* **The exercise**: Determine the number of lines holding the word "components"; answer with that number only.
--- begin Dataset ---
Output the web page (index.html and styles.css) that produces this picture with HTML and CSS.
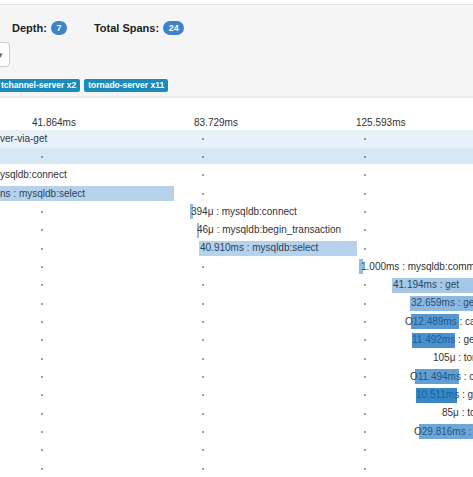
FILE: index.html
```html
<!DOCTYPE html>
<html>
<head>
<meta charset="utf-8">
<link rel="stylesheet" href="styles.css">
</head>
<body>
<div class="panel">
  <div class="stats">
    <span class="stat">Depth: <span class="badge">7</span></span>
    <span class="stat">Total Spans: <span class="badge">24</span></span>
  </div>
  <div class="btn"><span class="caret">▾</span></div>
  <div class="tags">
    <span class="tag">tchannel-server x2</span>
    <span class="tag">tornado-server x11</span>
  </div>
</div>

<div class="timeline">
  <div class="ticks">
    <span class="tick t1">41.864ms</span>
    <span class="tick t2">83.729ms</span>
    <span class="tick t3">125.593ms</span>
  </div>

  <div class="row">
    <span class="bar band-full" style="left:0;width:473px;--a:.095"></span>
    <span class="lbl" style="left:0">ver-via-get</span>
    <span class="mk m2"></span><span class="mk m3"></span>
  </div>
  <div class="row">
    <span class="bar band" style="left:0;width:473px;--a:.16"></span>
    <span class="mk m1"></span><span class="mk m2"></span><span class="mk m3"></span>
  </div>
  <div class="row">
    <span class="lbl" style="left:0">ysqldb:connect</span>
    <span class="mk m2"></span><span class="mk m3"></span>
  </div>
  <div class="row">
    <span class="bar" style="left:0;width:174px;--a:.3"></span>
    <span class="lbl" style="left:0">ns : mysqldb:select</span>
    <span class="mk m2"></span><span class="mk m3"></span>
  </div>
  <div class="row">
    <span class="bar" style="left:190px;width:3px;--a:.45"></span>
    <span class="lbl" style="left:191px">394μ : mysqldb:connect</span>
    <span class="mk m1"></span><span class="mk m3"></span>
  </div>
  <div class="row">
    <span class="bar" style="left:197px;width:2px;--a:.45"></span>
    <span class="lbl" style="left:197px">46μ : mysqldb:begin_transaction</span>
    <span class="mk m1"></span><span class="mk m3"></span>
  </div>
  <div class="row">
    <span class="bar" style="left:199px;width:158px;--a:.3"></span>
    <span class="lbl" style="left:200px">40.910ms : mysqldb:select</span>
    <span class="mk m1"></span><span class="mk m3"></span>
  </div>
  <div class="row">
    <span class="bar" style="left:359px;width:4px;--a:.45"></span>
    <span class="lbl" style="left:361px">1.000ms : mysqldb:commit</span>
    <span class="mk m1"></span><span class="mk m2"></span>
  </div>
  <div class="row">
    <span class="bar" style="left:392px;width:159px;--a:.37"></span>
    <span class="lbl" style="left:393px">41.194ms : get</span>
    <span class="mk m1"></span><span class="mk m2"></span><span class="mk m3"></span>
  </div>
  <div class="row">
    <span class="bar" style="left:410px;width:126px;--a:.47"></span>
    <span class="lbl" style="left:411px">32.659ms : get</span>
    <span class="mk m1"></span><span class="mk m2"></span><span class="mk m3"></span>
  </div>
  <div class="row">
    <span class="bar" style="left:411px;width:48px;--a:.7"></span>
    <span class="lbl" style="left:405px">O12.489ms : call</span>
    <span class="mk m1"></span><span class="mk m2"></span><span class="mk m3"></span>
  </div>
  <div class="row">
    <span class="bar" style="left:412px;width:43px;--a:.75"></span>
    <span class="lbl" style="left:412px">11.492ms : get</span>
    <span class="mk m1"></span><span class="mk m2"></span><span class="mk m3"></span>
  </div>
  <div class="row">
    <span class="lbl" style="left:433px">105μ : tornado</span>
    <span class="mk m1"></span><span class="mk m2"></span><span class="mk m3"></span>
  </div>
  <div class="row">
    <span class="bar" style="left:415px;width:44px;--a:.65"></span>
    <span class="lbl" style="left:410px">O11.494ms : call</span>
    <span class="mk m1"></span><span class="mk m2"></span><span class="mk m3"></span>
  </div>
  <div class="row">
    <span class="bar" style="left:416px;width:41px;--a:.82"></span>
    <span class="lbl" style="left:416px">10.511ms : get</span>
    <span class="mk m1"></span><span class="mk m2"></span><span class="mk m3"></span>
  </div>
  <div class="row">
    <span class="lbl" style="left:442px">85μ : tornado</span>
    <span class="mk m1"></span><span class="mk m2"></span><span class="mk m3"></span>
  </div>
  <div class="row">
    <span class="bar" style="left:419px;width:115px;--a:.6"></span>
    <span class="lbl" style="left:414px">O29.816ms : call</span>
    <span class="mk m1"></span><span class="mk m2"></span><span class="mk m3"></span>
  </div>
  <div class="row">
    <span class="mk m1"></span><span class="mk m2"></span><span class="mk m3"></span>
  </div>
  <div class="row">
    <span class="mk m1"></span><span class="mk m2"></span><span class="mk m3"></span>
  </div>
</div>
</body>
</html>
```

FILE: styles.css
```css
html, body {
  margin: 0;
  padding: 0;
  background: #fff;
}
body {
  width: 473px;
  height: 477px;
  overflow: hidden;
  font-family: "Liberation Sans", Arial, sans-serif;
  color: #333;
}

.panel {
  margin-top: 4px;
  border-top: 1px solid #e4e4e4;
  border-bottom: 2px solid #ebebeb;
  background: #f5f5f5;
  padding: 16px 0 4px;
  height: 71px;
}

.stats {
  display: flex;
  align-items: center;
  height: 14px;
  margin-left: 12px;
  font-size: 11px;
  font-weight: bold;
  color: #222;
}
.stat {
  display: flex;
  align-items: center;
  white-space: pre;
}
.stat + .stat {
  margin-left: 27px;
}
.badge {
  display: inline-flex;
  align-items: center;
  justify-content: center;
  height: 14px;
  padding: 0 5.5px;
  margin-left: 1px;
  border-radius: 7px;
  background: #3d85c6;
  color: #fff;
  font-size: 9px;
  font-weight: bold;
}

.btn {
  margin-top: 7px;
  margin-left: -40px;
  width: 50px;
  height: 25px;
  box-sizing: border-box;
  border: 1px solid #ccc;
  border-radius: 4px;
  background: #fff;
  display: flex;
  align-items: center;
  justify-content: flex-end;
  padding-right: 6px;
}
.caret {
  font-size: 9px;
  color: #666;
}

.tags {
  display: flex;
  gap: 4px;
  margin-top: 12px;
  margin-left: -3px;
}
.tag {
  height: 13px;
  line-height: 13px;
  padding: 0 4px;
  border-radius: 2px;
  background: #1b8bbb;
  color: #fff;
  font-size: 8.5px;
  font-weight: bold;
  white-space: nowrap;
}

.timeline {
  margin-top: 13.2px;
  font-size: 10px;
}
.ticks {
  position: relative;
  height: 18.33px;
}
.tick {
  position: absolute;
  top: 3px;
  line-height: 18.33px;
  white-space: nowrap;
  color: #333;
}
.t1 { left: 32px; }
.t2 { left: 194px; }
.t3 { left: 356px; }

.row {
  position: relative;
  height: 18.33px;
}
.lbl {
  position: absolute;
  top: 0;
  line-height: 18.33px;
  white-space: nowrap;
  z-index: 1;
  color: #333;
}
.bar {
  position: absolute;
  top: 1.67px;
  height: 15px;
  z-index: 2;
  background: rgba(14, 107, 187, var(--a));
}
.bar.band-full {
  top: 0;
  height: 100%;
}
.bar.band {
  top: 0;
  height: 16.5px;
}
.mk {
  position: absolute;
  top: calc(50% - 1px);
  width: 2px;
  height: 2px;
  background: #a0a0a0;
  z-index: 0;
}
.m1 { left: 41px; }
.m2 { left: 202px; }
.m3 { left: 364px; }
```
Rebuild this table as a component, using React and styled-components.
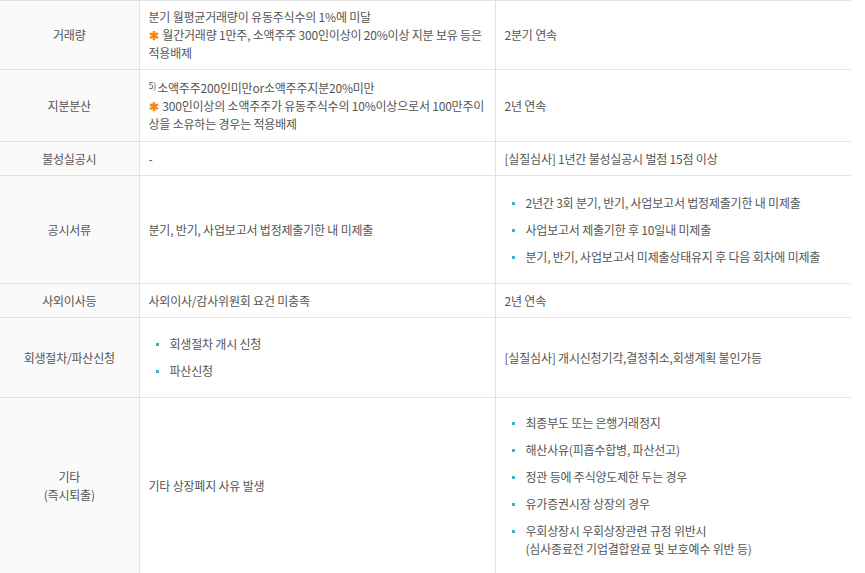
import React from "react";
import styled, { createGlobalStyle } from "styled-components";

const GlobalStyle = createGlobalStyle`
  html, body {
    margin: 0;
    padding: 0;
    background: #fff;
  }
  body {
    font-family: "Noto Sans CJK KR", "Noto Sans", sans-serif;
    color: #555;
  }
`;

const Table = styled.table`
  width: 851px;
  border-collapse: collapse;
  table-layout: fixed;
  font-size: 12px;
  line-height: 18px;
  letter-spacing: -0.2px;
  border-top: 1px solid #e3e3e3;
`;

const Row = styled.tr`
  border-bottom: 1px solid #e3e3e3;
  height: ${props => props.h}px;
`;

const HeadCell = styled.th`
  width: 139px;
  background: #fafafa;
  border-right: 1px solid #e3e3e3;
  color: #555;
  font-weight: 400;
  text-align: center;
  vertical-align: middle;
  padding: 6px 4px;
  box-sizing: border-box;
`;

const Cell = styled.td`
  border-right: ${props => (props.last ? "none" : "1px solid #e3e3e3")};
  padding: 6px 9px;
  vertical-align: middle;
  text-align: left;
  word-break: keep-all;
  color: #555;
`;

const Mark = styled.span`
  color: #f08a1c;
  font-weight: 700;
  margin-right: 4px;
`;

const Sup = styled.sup`
  font-size: 9px;
  line-height: 0;
  vertical-align: 4px;
  margin-right: 1px;
`;

const BulletList = styled.ul`
  list-style: none;
  margin: 0;
  padding: ${props => props.pad || 10}px 0 ${props => props.pad || 10}px 7px;
`;

const BulletItem = styled.li`
  position: relative;
  padding-left: 14px;
  margin-bottom: 9px;
  &:last-child {
    margin-bottom: 0;
  }
  &::before {
    content: "";
    position: absolute;
    left: 0;
    top: 8px;
    width: 3px;
    height: 3px;
    background: #3ab0c8;
  }
`;

const Bullets = ({ items, pad }) => (
  <BulletList pad={pad}>
    {items.map((it, i) => (
      <BulletItem key={i}>{it}</BulletItem>
    ))}
  </BulletList>
);

export default function App() {
  return (
    <>
      <GlobalStyle />
      <Table>
        <tbody>
          <Row h={69}>
            <HeadCell>거래량</HeadCell>
            <Cell>
              분기 월평균거래량이 유동주식수의 1%에 미달
              <br />
              <Mark>✱</Mark>월간거래량 1만주, 소액주주 300인이상이 20%이상 지분 보유 등은
              <br />
              적용배제
            </Cell>
            <Cell last>2분기 연속</Cell>
          </Row>
          <Row h={72}>
            <HeadCell>지분분산</HeadCell>
            <Cell>
              <Sup>5)</Sup>소액주주200인미만or소액주주지분20%미만
              <br />
              <Mark>✱</Mark>300인이상의 소액주주가 유동주식수의 10%이상으로서 100만주이
              <br />
              상을 소유하는 경우는 적용배제
            </Cell>
            <Cell last>2년 연속</Cell>
          </Row>
          <Row h={34}>
            <HeadCell>불성실공시</HeadCell>
            <Cell>-</Cell>
            <Cell last>[실질심사] 1년간 불성실공시 벌점 15점 이상</Cell>
          </Row>
          <Row h={108}>
            <HeadCell>공시서류</HeadCell>
            <Cell>분기, 반기, 사업보고서 법정제출기한 내 미제출</Cell>
            <Cell last>
              <Bullets
                pad={6}
                items={[
                  "2년간 3회 분기, 반기, 사업보고서 법정제출기한 내 미제출",
                  "사업보고서 제출기한 후 10일내 미제출",
                  "분기, 반기, 사업보고서 미제출상태유지 후 다음 회차에 미제출",
                ]}
              />
            </Cell>
          </Row>
          <Row h={34}>
            <HeadCell>사외이사등</HeadCell>
            <Cell>사외이사/감사위원회 요건 미충족</Cell>
            <Cell last>2년 연속</Cell>
          </Row>
          <Row h={80}>
            <HeadCell>회생절차/파산신청</HeadCell>
            <Cell>
              <Bullets pad={8} items={["회생절차 개시 신청", "파산신청"]} />
            </Cell>
            <Cell last>[실질심사] 개시신청기각,결정취소,회생계획 불인가등</Cell>
          </Row>
          <Row h={176}>
            <HeadCell>
              기타
              <br />
              (즉시퇴출)
            </HeadCell>
            <Cell>기타 상장폐지 사유 발생</Cell>
            <Cell last>
              <Bullets
                pad={9}
                items={[
                  "최종부도 또는 은행거래정지",
                  "해산사유(피흡수합병, 파산선고)",
                  "정관 등에 주식양도제한 두는 경우",
                  "유가증권시장 상장의 경우",
                  <>
                    우회상장시 우회상장관련 규정 위반시
                    <br />
                    (심사종료전 기업결합완료 및 보호예수 위반 등)
                  </>,
                ]}
              />
            </Cell>
          </Row>
        </tbody>
      </Table>
    </>
  );
}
--- end Dataset ---
* **Response**: 2